Developed by the team behind the popular messenger app, imo, which has scaled across more than 200 million users globally, DeepInfra’s latest round is co-led by 500 Global and Georges Harik, one of Google’s earliest engineers, with participation from A.Capital Ventures, Crescent Cove, Felicis, NVIDIA, Peak6, Samsung Next, Supermicro and Upper90.
“When we launched nearly four years ago, we believed inference would become the dominant driver of enterprise AI workloads – and we are now at this inflection point,” said Nikola Borisov, co-founder and CEO, DeepInfra. “What’s happening now is incredibly exciting – open-source models are rapidly reaching parity with proprietary systems, unlocking a new wave of innovation at a fraction of the cost and enabling widespread adoption. At the same time, agent-based systems are driving continuous, high-volume demand. Inference is no longer a thin layer – it’s the system constraint that will define the majority of workloads. Most cloud platforms weren’t built for this always-on, distributed model, so we built DeepInfra from the ground up to deliver better economics, performance, and security.”
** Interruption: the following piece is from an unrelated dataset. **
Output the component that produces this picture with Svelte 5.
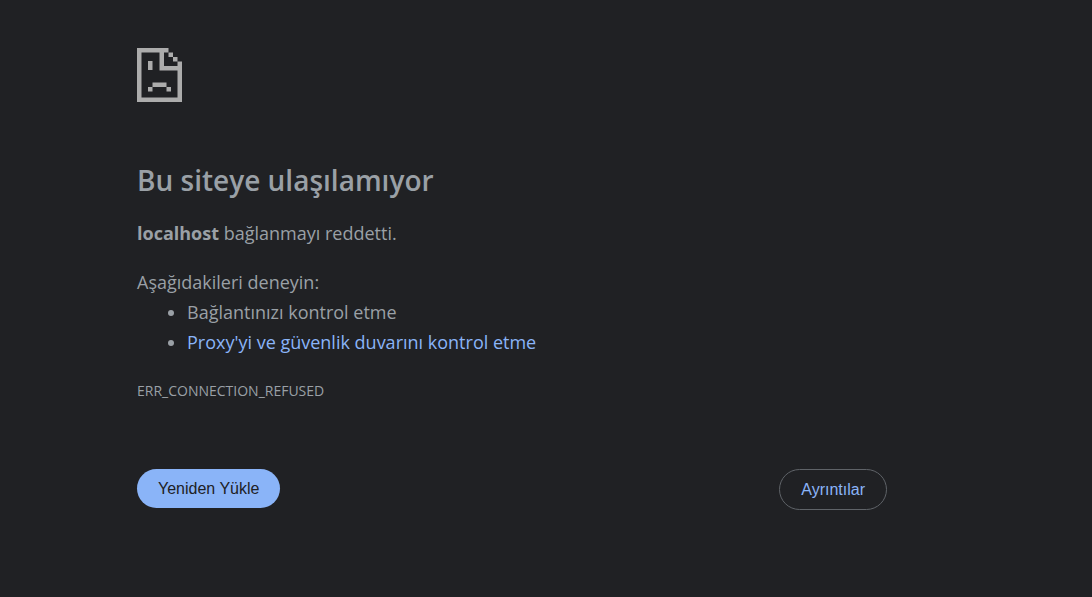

The investment reflects 500 Global’s portfolio thesis across the AI stack. The firm’s conviction is that infrastructure will be as defining a category as the models themselves.
“Demand for AI is causing every layer of the AI stack to innovate, and inference is no exception. In the agentic age, new workflows are arising on a rapid basis, as evidenced recently by OpenClaw and AutoResearch. Enterprises and developers building with open source and agent-driven AI need infrastructure that was designed to be flexible, fast and reliable. We backed DeepInfra because, in our assessment, this team has already proven they can build and operate distributed systems at global scale, and because we believe purpose-built inference infrastructure will be fundamental to the next phase of AI as compute was to the last,” said Tony Wang, Managing Partner, 500 Global.
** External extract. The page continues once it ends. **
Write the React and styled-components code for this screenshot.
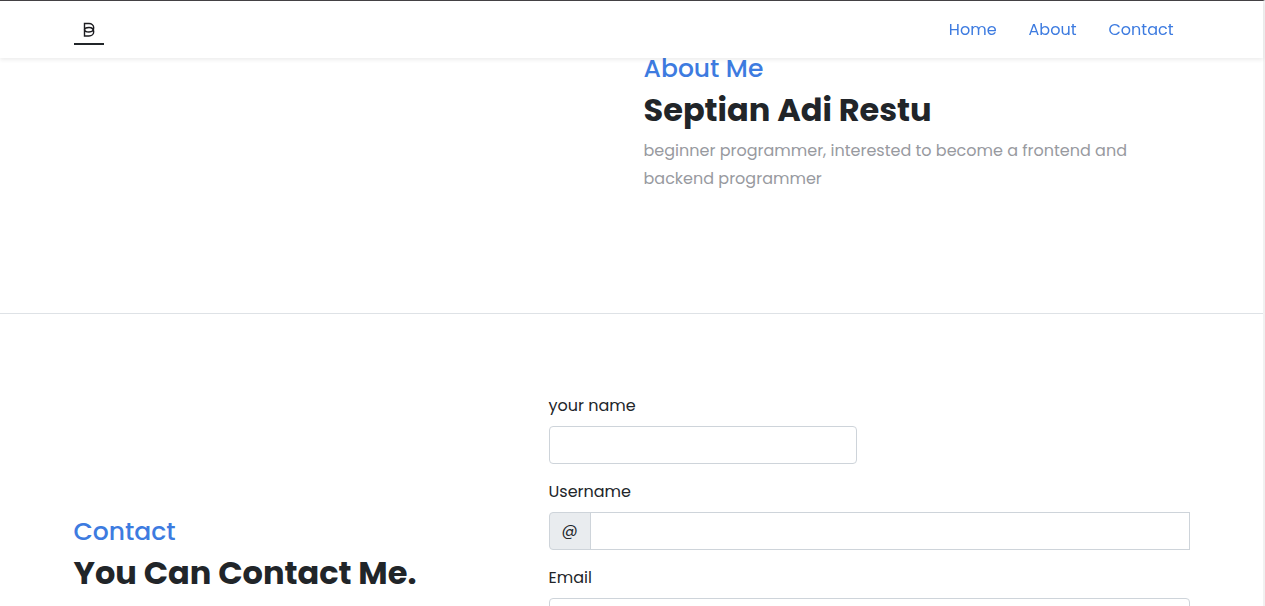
import React from "react";
import styled, { createGlobalStyle } from "styled-components";

const GlobalStyle = createGlobalStyle`
  *, *::before, *::after { box-sizing: border-box; }
  body {
    margin: 0;
    background: #fff;
    color: #212529;
    font-family: Poppins, Inter, "Liberation Sans", sans-serif;
    font-size: 16px;
    line-height: 24px;
  }
  h2, h3, p { margin: 0; }
`;

const Window = styled.div`
  height: 100vh;
  overflow-y: auto;
  scrollbar-width: none;
  border-top: 1px solid #444245;
  border-right: 2px solid #f1f1f1;
`;

const Container = styled.div`
  width: 100%;
  max-width: 1140px;
  margin: 0 auto;
  padding: 0 12px;
`;

const Header = styled.header`
  position: fixed;
  top: 1px;
  left: 0;
  right: 2px;
  z-index: 10;
  background: #fff;
  box-shadow: 0 2px 4px rgba(0, 0, 0, 0.075);
`;

const HeaderRow = styled(Container)`
  display: flex;
  align-items: center;
  justify-content: space-between;
  height: 57px;
`;

const Brand = styled.a`
  display: flex;
  width: 30px;
  height: 30px;
`;

const Nav = styled.nav`
  display: flex;
`;

const NavLink = styled.a`
  padding: 8px 16px;
  color: #3d7be0;
  text-decoration: none;
`;

const AboutSection = styled.section`
  padding: 53px 0 120px;
  border-bottom: 1px solid #dee2e6;
`;

const ContactSection = styled.section`
  padding: 80px 0;
`;

const Columns = styled.div`
  display: grid;
  grid-template-columns: ${({ $columns }) => $columns};
  column-gap: 24px;
  align-items: center;
`;

const Intro = styled.div`
  grid-column: ${({ $column }) => $column};
`;

const Eyebrow = styled.h3`
  margin-bottom: 8px;
  color: #3d7be0;
  font-size: 25px;
  font-weight: 500;
  line-height: 29px;
`;

const Title = styled.h2`
  margin-bottom: 8px;
  font-size: 32px;
  font-weight: 700;
  line-height: 38px;
`;

const Lead = styled.p`
  color: #989a9f;
  line-height: 28px;
`;

const Form = styled.form`
  display: grid;
  grid-template-columns: 1fr 1fr;
  gap: 16px 24px;
  padding-bottom: 86px;
`;

const Field = styled.div`
  display: flex;
  flex-direction: column;
  gap: 8px;
  grid-column: ${({ $wide }) => ($wide ? "1 / -1" : "auto")};
`;

const Input = styled.input`
  width: 100%;
  height: 38px;
  padding: 6px 12px;
  border: 1px solid #ced4da;
  border-radius: ${({ $grouped }) => ($grouped ? "0" : "4px")};
  background: #fff;
  color: inherit;
  font: inherit;
`;

const InputGroup = styled.div`
  display: flex;
`;

const Prefix = styled.span`
  display: flex;
  align-items: center;
  justify-content: center;
  flex: none;
  width: 42px;
  margin-right: -1px;
  border: 1px solid #ced4da;
  border-radius: 4px 0 0 4px;
  background: #e9ecef;
`;

function Logo() {
  return (
    <svg width="30" height="30" viewBox="0 0 30 30" fill="none" aria-hidden="true">
      <g stroke="#1c1c20" strokeWidth="1.4">
        <path d="M10.500 14.500v-6h4.500c2.700 0 4.700 1.900 4.700 4.300s-1.900 4.200-4.700 4.200c-2.500 0-4.500-.9-4.500-2.500" />
        <path d="M10.500 14.500v6.500h4.500c2.700 0 4.700-1.900 4.700-4.300s-1.900-4.200-4.700-4.200c-2.500 0-4.500.8-4.500 2.400" />
      </g>
      <path d="M0 29h30" stroke="#212529" strokeWidth="2" />
    </svg>
  );
}

export default function App() {
  return (
    <>
      <GlobalStyle />
      <Window>
        <Header>
          <HeaderRow>
            <Brand href="#home" aria-label="Home">
              <Logo />
            </Brand>
            <Nav>
              <NavLink href="#home">Home</NavLink>
              <NavLink href="#about">About</NavLink>
              <NavLink href="#contact">Contact</NavLink>
            </Nav>
          </HeaderRow>
        </Header>
        <main>
          <AboutSection id="about">
            <Container>
              <Columns $columns="1fr 1fr">
                <Intro $column="2">
                  <Eyebrow>About Me</Eyebrow>
                  <Title>Septian Adi Restu</Title>
                  <Lead>
                    beginner programmer, interested to become a frontend and
                    backend programmer
                  </Lead>
                </Intro>
              </Columns>
            </Container>
          </AboutSection>
          <ContactSection id="contact">
            <Container>
              <Columns $columns="451fr 641fr">
                <Intro $column="1">
                  <Eyebrow>Contact</Eyebrow>
                  <Title>You Can Contact Me.</Title>
                </Intro>
                <Form>
                  <Field>
                    <label htmlFor="name">your name</label>
                    <Input id="name" type="text" />
                  </Field>
                  <Field $wide>
                    <label htmlFor="username">Username</label>
                    <InputGroup>
                      <Prefix>@</Prefix>
                      <Input id="username" type="text" $grouped />
                    </InputGroup>
                  </Field>
                  <Field $wide>
                    <label htmlFor="email">Email</label>
                    <Input id="email" type="email" />
                  </Field>
                </Form>
              </Columns>
            </Container>
          </ContactSection>
        </main>
      </Window>
    </>
  );
}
DeepInfra is an early infrastructure collaborator in NVIDIA’s open AI ecosystem, supporting Nemotron models, NemoClaw agent framework, and the NVIDIA Dynamo inference software. As NVIDIA advances the Nemotron family of open-source models and agent-based systems like OpenClaw drive increased inference demand, DeepInfra is one of the vendors providing the infrastructure layer for these systems in production. The platform supports more than 190 open-source models through OpenAI-compatible APIs and offers a fully managed, enterprise-ready environment with built-in security, including zero data retention and SOC 2 and ISO 27001 certification.
“DeepInfra gives us access to best-in-class models with the reliability and speed we need to ship. The performance speaks for itself. They help us keep up with the pace of innovation in this space,” said Jesse Proudman, president and CTO, Venice AI.